In many organizations, scarcity is deployed without regard for brand narrative or operational reality. Fast-fashion retailers claim exclusivity while producing at scale. Subscription services run perpetual “last chance” promotions. E-commerce platforms manufacture countdowns disconnected from inventory. Each instance teaches consumers that the brand’s words do not map to its behavior.

Over time, this mismatch produces a credibility gap that no amount of creative refinement can close. Scarcity becomes performative rather than informative. The consumer learns to wait, to ignore, or to game the system. What appears as fatigue is often learned disbelief.

Seen this way, the solution is not to abandon scarcity, but to re-anchor it in constraints the organization is willing to honor. Scarcity fails most often when it is treated as a surface-level conversion hack rather than a strategic design choice.

Redefining Scarcity as Constraint Design

At an executive level, scarcity should be understood as a question of system design rather than messaging. The core decision is not how to communicate limitation, but whether limitation is real, enforced, and strategically coherent.

Verifiability is foundational. In an environment of radical transparency, effective scarcity is observable. Inventory counts align with actual stock. Time windows close when promised. Production numbers are fixed and respected. When claims can be validated through experience, trust compounds.

Narrative coherence matters equally. Scarcity must make sense within the brand’s broader identity. A luxury house limiting production reinforces exclusivity. A craft producer offering seasonal batches aligns with artisanal positioning. Conversely, a mass-market operator claiming rarity creates cognitive dissonance. Consumers do not reject scarcity; they reject inconsistency.

Frequency discipline is another differentiator. Scarcity deployed continuously loses contrast. Brands that sustain impact space constraint strategically, allowing anticipation to rebuild between releases. The goal is not constant urgency, but punctuated significance.

Finally, the locus of scarcity is shifting. Increasingly, leading organizations are moving from product-based scarcity to access-based scarcity. Early access for loyal members, invitation-only previews, and earned priority reposition limitation as a reward for relationship rather than a restriction imposed arbitrarily. This reframing preserves psychological impact while reducing perceptions of manipulation.
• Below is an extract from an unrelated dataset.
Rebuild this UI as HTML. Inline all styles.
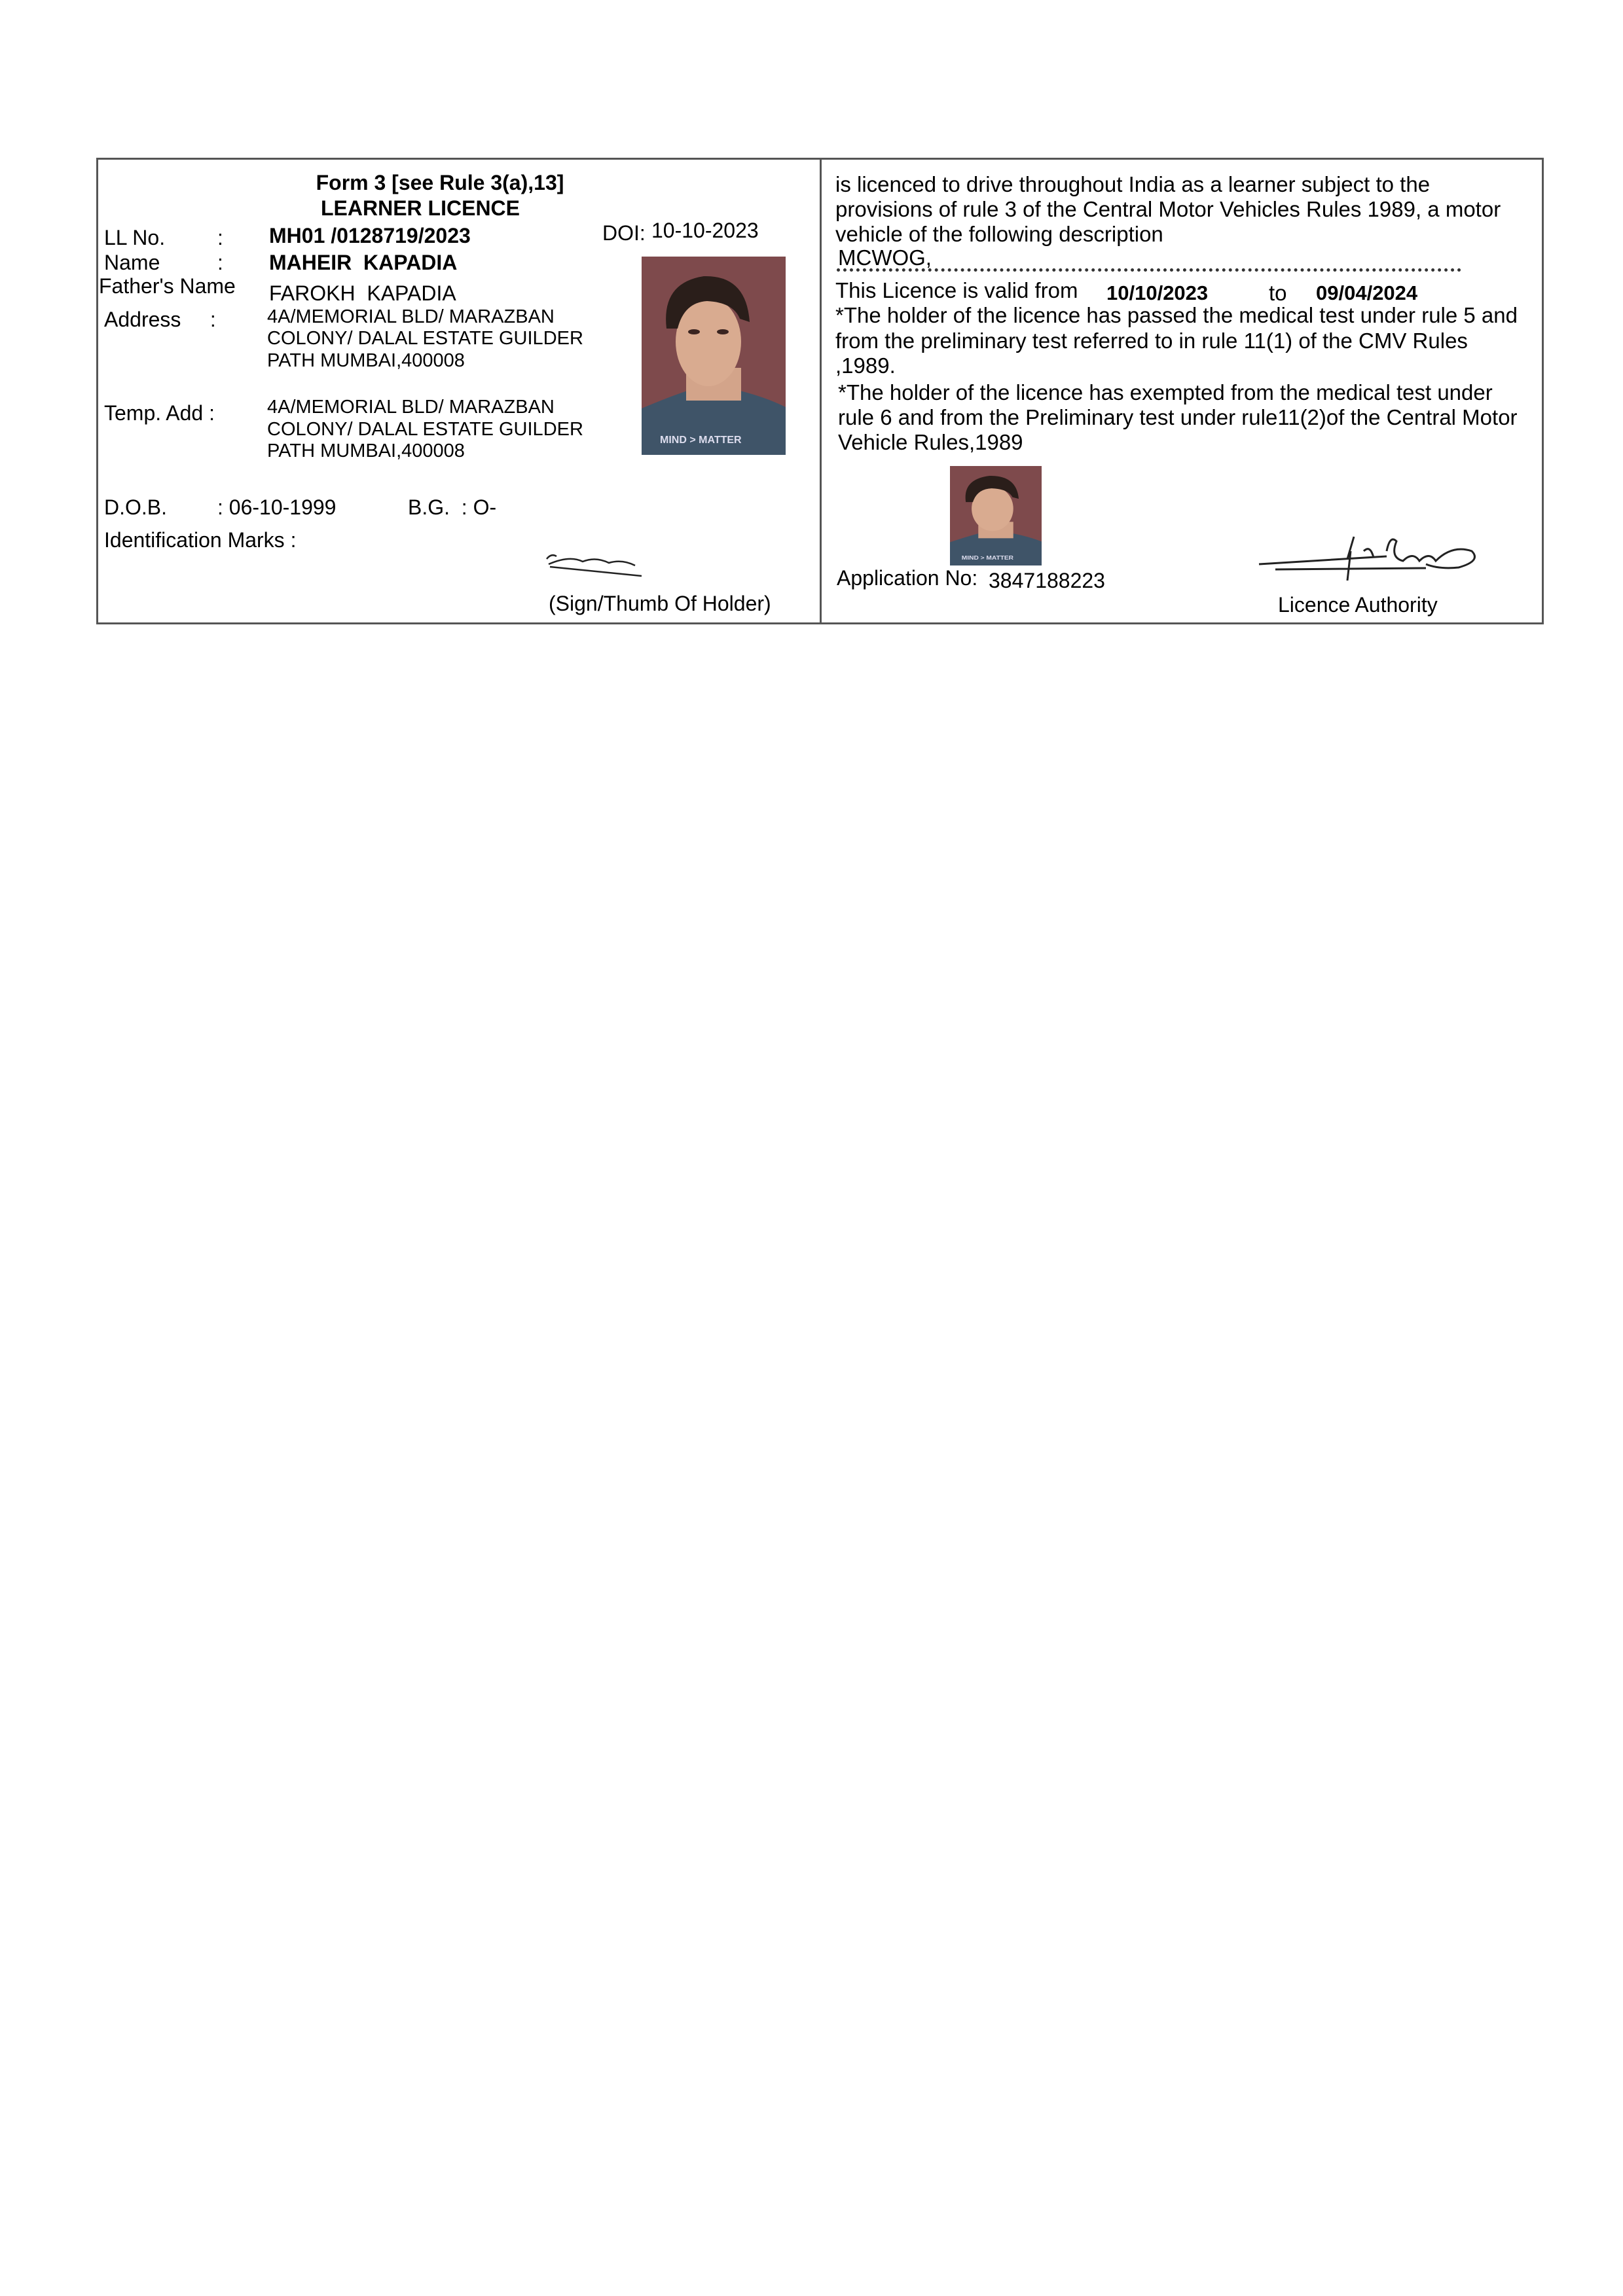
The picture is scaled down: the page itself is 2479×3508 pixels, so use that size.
<!DOCTYPE html>
<html><head><meta charset="utf-8"><style>
html,body{margin:0;padding:0;background:#fff;}
body{width:2479px;height:3508px;position:relative;overflow:hidden;font-family:"Liberation Sans",Arial,sans-serif;color:#000;}
.t{position:absolute;line-height:1;white-space:nowrap;font-size:32px;}
.r{font-size:33px;}
.b{font-weight:bold;}
.s{font-size:29px;}
</style></head><body>
<div style="position:absolute;left:147px;top:241px;width:2205px;height:707px;border:3px solid #555;"></div>
<div style="position:absolute;left:1252px;top:241px;width:3px;height:713px;background:#555;"></div>

<div class="t b" style="left:672px;top:263px;font-size:32px;transform:translateX(-50%)">Form 3 [see Rule 3(a),13]</div>
<div class="t b" style="left:642px;top:302px;font-size:32px;transform:translateX(-50%)">LEARNER LICENCE</div>

<div class="t" style="left:159px;top:347px">LL No.</div>
<div class="t" style="left:332px;top:347px">:</div>
<div class="t b" style="left:411px;top:344px;font-size:32px">MH01 /0128719/2023</div>
<div class="t" style="left:920px;top:340px">DOI:</div>
<div class="t" style="left:995px;top:336px">10-10-2023</div>

<div class="t" style="left:159px;top:385px">Name</div>
<div class="t" style="left:332px;top:385px">:</div>
<div class="t b" style="left:411px;top:385px;font-size:32px">MAHEIR&nbsp; KAPADIA</div>

<div class="t" style="left:151px;top:421px">Father's Name</div>
<div class="t" style="left:411px;top:432px">FAROKH&nbsp; KAPADIA</div>

<div class="t" style="left:159px;top:472px">Address&nbsp;&nbsp;&nbsp;&nbsp; :</div>
<div class="t s" style="left:408px;top:470px">4A/MEMORIAL BLD/ MARAZBAN</div>
<div class="t s" style="left:408px;top:503px">COLONY/ DALAL ESTATE GUILDER</div>
<div class="t s" style="left:408px;top:537px">PATH MUMBAI,400008</div>

<div class="t" style="left:159px;top:615px">Temp. Add :</div>
<div class="t s" style="left:408px;top:608px">4A/MEMORIAL BLD/ MARAZBAN</div>
<div class="t s" style="left:408px;top:642px">COLONY/ DALAL ESTATE GUILDER</div>
<div class="t s" style="left:408px;top:675px">PATH MUMBAI,400008</div>

<svg style="position:absolute;left:980px;top:392px" width="220" height="303" viewBox="0 0 220 303">
<rect width="220" height="303" fill="#7e4a4c"/>
<path d="M0 232 Q40 215 70 205 L150 205 Q190 215 220 230 L220 303 L0 303Z" fill="#3f5468"/>
<rect x="68" y="170" width="84" height="50" fill="#d3a48a"/>
<ellipse cx="102" cy="130" rx="50" ry="68" fill="#d9ab90"/>
<path d="M38 110 Q30 40 95 30 Q160 28 165 100 L150 95 Q140 70 100 68 Q65 70 55 110Z" fill="#2a1e1a"/>
<ellipse cx="80" cy="115" rx="9" ry="4" fill="#3a2420"/>
<ellipse cx="124" cy="115" rx="9" ry="4" fill="#3a2420"/>
<text x="28" y="285" font-family="Liberation Sans" font-size="16" fill="#dde" font-weight="bold">MIND &gt; MATTER</text>
</svg>

<div class="t" style="left:159px;top:759px">D.O.B.</div>
<div class="t" style="left:332px;top:759px">: 06-10-1999</div>
<div class="t" style="left:623px;top:759px">B.G.&nbsp; : O-</div>
<div class="t" style="left:159px;top:809px">Identification Marks :</div>

<svg style="position:absolute;left:830px;top:840px" width="175" height="45" viewBox="0 0 175 45">
<path d="M5 14 Q12 5 20 10 M8 22 Q40 8 60 18 Q80 10 100 20 Q120 14 140 24 M10 26 L150 40" stroke="#222" stroke-width="2.5" fill="none"/>
</svg>
<div class="t" style="left:838px;top:906px">(Sign/Thumb Of Holder)</div>

<div class="t r" style="left:1276px;top:265px">is licenced to drive throughout India as a learner subject to the</div>
<div class="t r" style="left:1276px;top:303px">provisions of rule 3 of the Central Motor Vehicles Rules 1989, a motor</div>
<div class="t r" style="left:1276px;top:341px">vehicle of the following description</div>
<div class="t r" style="left:1280px;top:377px">MCWOG,</div>
<div style="position:absolute;left:1278px;top:410px;width:954px;border-top:5px dotted #333;"></div>
<div class="t r" style="left:1276px;top:427px">This Licence is valid from</div>
<div class="t b" style="left:1690px;top:432px;font-size:31px">10/10/2023</div>
<div class="t r" style="left:1938px;top:431px">to</div>
<div class="t b" style="left:2010px;top:432px;font-size:31px">09/04/2024</div>
<div class="t r" style="left:1276px;top:465px">*The holder of the licence has passed the medical test under rule 5 and</div>
<div class="t r" style="left:1276px;top:504px">from the preliminary test referred to in rule 11(1) of the CMV Rules</div>
<div class="t r" style="left:1276px;top:542px">,1989.</div>
<div class="t r" style="left:1280px;top:583px">*The holder of the licence has exempted from the medical test under</div>
<div class="t r" style="left:1280px;top:621px">rule 6 and from the Preliminary test under rule11(2)of the Central Motor</div>
<div class="t r" style="left:1280px;top:659px">Vehicle Rules,1989</div>

<svg style="position:absolute;left:1451px;top:712px" width="140" height="152" viewBox="0 0 220 303" preserveAspectRatio="none">
<rect width="220" height="303" fill="#7e4a4c"/>
<path d="M0 232 Q40 215 70 205 L150 205 Q190 215 220 230 L220 303 L0 303Z" fill="#3f5468"/>
<rect x="68" y="170" width="84" height="50" fill="#d3a48a"/>
<ellipse cx="102" cy="130" rx="50" ry="68" fill="#d9ab90"/>
<path d="M38 110 Q30 40 95 30 Q160 28 165 100 L150 95 Q140 70 100 68 Q65 70 55 110Z" fill="#2a1e1a"/>
<text x="28" y="285" font-family="Liberation Sans" font-size="16" fill="#dde" font-weight="bold">MIND &gt; MATTER</text>
</svg>

<div class="t" style="left:1278px;top:867px">Application No:</div>
<div class="t" style="left:1510px;top:871px">3847188223</div>

<svg style="position:absolute;left:1918px;top:812px" width="370" height="75" viewBox="0 0 370 75">
<path d="M5 50 L200 38 M30 58 L260 56 M140 42 L150 8 M145 30 L140 75 M165 30 Q175 20 180 40 M200 30 Q205 5 215 15 Q205 40 225 45 Q240 30 250 45 Q265 30 275 45 Q300 20 330 30 Q345 45 310 55 Q280 58 260 50" stroke="#222" stroke-width="3" fill="none"/>
</svg>
<div class="t" style="left:1952px;top:908px">Licence Authority</div>
</body></html>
What Emerges When "Limited Edition" Language Erodes

As traditional scarcity language becomes less effective, alternative forms of constraint are gaining prominence. Experiential scarcity leverages the irreproducibility of physical presence. Pop-ups, installations, and time-bound activations cannot be stockpiled or deferred. Their value lies in participation, not possession.

Community-based access models create scarcity through belonging rather than volume. When access is conditional on engagement, loyalty, or contribution, limitation feels earned. The constraint shifts from supply to relationship, which competitors cannot easily replicate.

Personalization introduces a different dimension altogether. A customized product is inherently scarce because it exists only for one individual. Here, scarcity emerges from uniqueness rather than restriction, satisfying the desire for distinctiveness without invoking artificial limits.

Some brands are experimenting with the inverse strategy: explicit abundance. In categories where scarcity has been abused, radical transparency about availability can differentiate. Promising to make enough for everyone who wants the product positions the brand against manipulative norms. This approach is not universally applicable, but it underscores the same principle: credibility is now the primary currency.

The Strategic Implication

Scarcity remains one of the most powerful mechanisms in marketing because it is rooted in stable features of human psychology. Loss aversion, value inference, and status signaling do not disappear with exposure. What disappears is tolerance for deception.

Organizations that continue to extract value from limited edition strategies treat scarcity as an operating constraint rather than a rhetorical device. They design systems that enforce limitation, honor commitments, and align with brand truth. They accept that scarcity, when misused, is not neutral but corrosive.

The implication for senior leaders is clear. Scarcity should not be evaluated as a tactic to deploy or discard, but as a structural choice with long-term consequences for trust. Used with discipline, it sharpens differentiation and deepens engagement. Used carelessly, it accelerates skepticism and commoditization.

In 2026, the question is not whether scarcity works. It is whether the organization is willing to make the constraints real.